ASX set to slide lower as Wall Street retreats

The Agea day ago
A modest pullback for US stocks Friday eased the market from all-time highs and left major stock indexes on Wall Street in the red for the week.
The S&P 500 closed 0.3 per cent lower a day after setting a record high. The benchmark index's loss for the week followed two straight weekly gains.
The Dow Jones dropped 0.6 per cent, and the Nasdaq composite gave up 0.2 per cent after drifting between small gains and losses much of the day. The tech-heavy index was coming off its own all-time high on Thursday. The Australian sharemarket is set to retreat, with futures pointing to a slide of 13 points or 0.2 per cent at the open. The Australian dollar was fetching 65.75 US cents at 5.20am AEST.
The US selling capped an uneven week in the market as Wall Street kept an eye on the Trump administration's rollout of new tariff threats against trading partners like Canada and looked ahead to the upcoming corporate earnings reporting season.

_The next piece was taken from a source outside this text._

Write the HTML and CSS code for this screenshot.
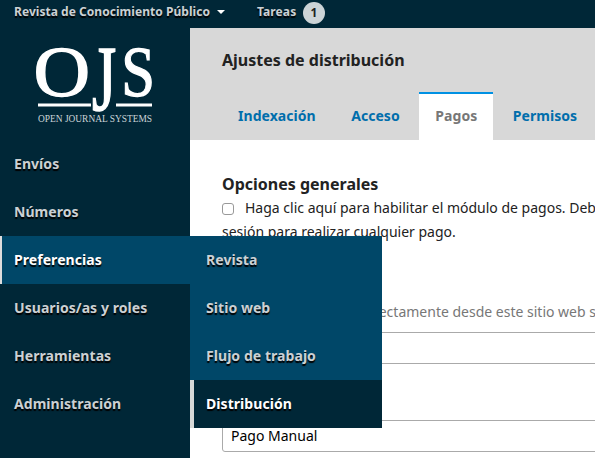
FILE: index.html
```html
<!DOCTYPE html>
<html lang="es">
<head>
<meta charset="utf-8">
<title>Ajustes de distribución</title>
<link rel="stylesheet" href="styles.css">
</head>
<body>
<header class="topbar">
  <span class="journal">Revista de Conocimiento Público</span><i class="caret"></i>
  <span class="tasks">Tareas</span><span class="badge">1</span>
</header>
<div class="layout">
  <aside class="sidebar">
    <svg class="logo" width="190" height="112" viewBox="0 28 190 112" role="img" aria-label="OJS">
      <g class="logo-letters">
        <text transform="translate(33.6 95.6) scale(1.06 .98)">O</text>
        <text transform="translate(92 109.5) scale(.84 1.25)">J</text>
        <text transform="translate(121.3 95.6) scale(.82 .98)">S</text>
      </g>
      <path fill="#fff" d="M38 103.5h53v3H38zM116 103.5h36v3h-36z"/>
      <text class="logo-name" x="38" y="121.5" textLength="114" lengthAdjust="spacingAndGlyphs">OPEN JOURNAL SYSTEMS</text>
    </svg>
    <nav class="menu">
      <a>Envíos</a>
      <a>Números</a>
      <div class="open">
        <a class="current">Preferencias</a>
        <div class="submenu">
          <a>Revista</a>
          <a>Sitio web</a>
          <a>Flujo de trabajo</a>
          <a class="selected">Distribución</a>
        </div>
      </div>
      <a>Usuarios/as y roles</a>
      <a>Herramientas</a>
      <a>Administración</a>
    </nav>
  </aside>
  <main class="content">
    <div class="heading">
      <h1>Ajustes de distribución</h1>
      <div class="tabs">
        <a>Indexación</a><a>Acceso</a><a class="active">Pagos</a><a>Permisos</a>
      </div>
    </div>
    <form class="form">
      <h2>Opciones generales</h2>
      <div class="option"><input type="checkbox"><span>Haga clic aquí para habilitar el módulo de pagos. Deberá iniciar</span></div>
      <div class="option">sesión para realizar cualquier pago.</div>
      <div class="hint">directamente desde este sitio web se</div>
      <div class="field"></div>
      <div class="field select">Pago Manual</div>
    </form>
  </main>
</div>
</body>
</html>
```
FILE: styles.css
```css
* { box-sizing: border-box; }
body {
  margin: 0;
  width: 595px;
  height: 458px;
  overflow: hidden;
  background: #fff;
  color: #222;
  font: 14px/24px "Noto Sans", sans-serif;
}
.topbar {
  display: flex;
  align-items: center;
  height: 28px;
  padding: 0 0 4px 14px;
  background: #002737;
  color: #ccd1d4;
  font-size: 12px;
  font-weight: 700;
  text-shadow: 0 2px 1px #000;
  white-space: nowrap;
}
.journal { width: 195px; letter-spacing: .04px; }
.caret {
  margin: 0 32px 0 8px;
  border: 4px solid transparent;
  border-top-color: #fff;
  border-bottom: 0;
}
.tasks { width: 41px; letter-spacing: .1px; }
.badge {
  width: 22px;
  height: 22px;
  margin: 2px 0 0 5px;
  border-radius: 50%;
  background: #ccd4d7;
  color: #222;
  line-height: 22px;
  text-align: center;
  text-shadow: none;
}
.layout { display: flex; height: 430px; }
.sidebar { flex: 0 0 190px; background: #002737; }
.logo { display: block; }
.logo-letters {
  fill: #fff;
  stroke: #fff;
  stroke-width: 1.3;
  font: 74px "Liberation Serif", serif;
}
.logo-name { fill: #ccd4d7; font: 9.5px "Liberation Serif", serif; }
.menu a {
  display: block;
  height: 48px;
  padding-left: 14px;
  color: #ccd1d4;
  font-weight: 700;
  line-height: 48px;
  letter-spacing: .06px;
  text-shadow: 0 2px 1px #000;
  white-space: nowrap;
}
.open { position: relative; }
.menu .current {
  padding-left: 12px;
  border-left: 2px solid #ddd;
  background: #004768;
  color: #fff;
}
.submenu {
  position: absolute;
  z-index: 2;
  top: 0;
  left: 190px;
  width: 192px;
  background: #004768;
}
.submenu a { padding-left: 16px; }
.menu .selected {
  padding-left: 12px;
  border-left: 4px solid #d6d8d7;
  background: #002737;
  color: #fff;
}
.content { flex: 1; min-width: 0; overflow: hidden; }
.heading { height: 112px; padding: 20px 0 0 32px; background: #d8d8d8; }
h1, h2 { margin: 0; font-size: 16px; font-weight: 700; line-height: 24px; }
.tabs { display: flex; gap: 3.6px; margin-top: 20px; }
.tabs a {
  height: 48px;
  padding: 0 16px;
  border-top: 2px solid transparent;
  color: #006eac;
  font-weight: 700;
  line-height: 44px;
  letter-spacing: .04px;
}
.tabs .active { border-top-color: #0091e3; background: #fff; color: #777; }
.form { padding: 32px 0 0 32px; white-space: nowrap; }
.option { display: flex; align-items: center; height: 24px; }
.option input {
  appearance: none;
  flex: none;
  width: 12px;
  height: 12px;
  margin: 2px 11px 0 0;
  border: 1px solid #999;
  border-radius: 3px;
  background: #fff;
}
.hint { margin-top: 56px; margin-left: 139px; color: #777; }
.field {
  width: 500px;
  height: 32px;
  margin-top: 8px;
  padding-left: 8px;
  border: 1px solid #aaa;
  border-radius: 3px;
  color: #000;
  line-height: 30px;
}
.select { margin-top: 56px; }
```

President Donald Trump said in a letter on Thursday that he will raise taxes on many imported goods from Canada to 35 per cent, deepening the rift between the longtime North American allies. The letter to Canadian Prime Minister Mark Carney is an aggressive increase to the top 25 per cent tariff rates that Trump first imposed in March.
The move was the latest bid by the White House to use threats of higher tariffs on goods imported into the US in hopes of securing new trade agreements with countries around the globe, even historically close trading partners like Canada.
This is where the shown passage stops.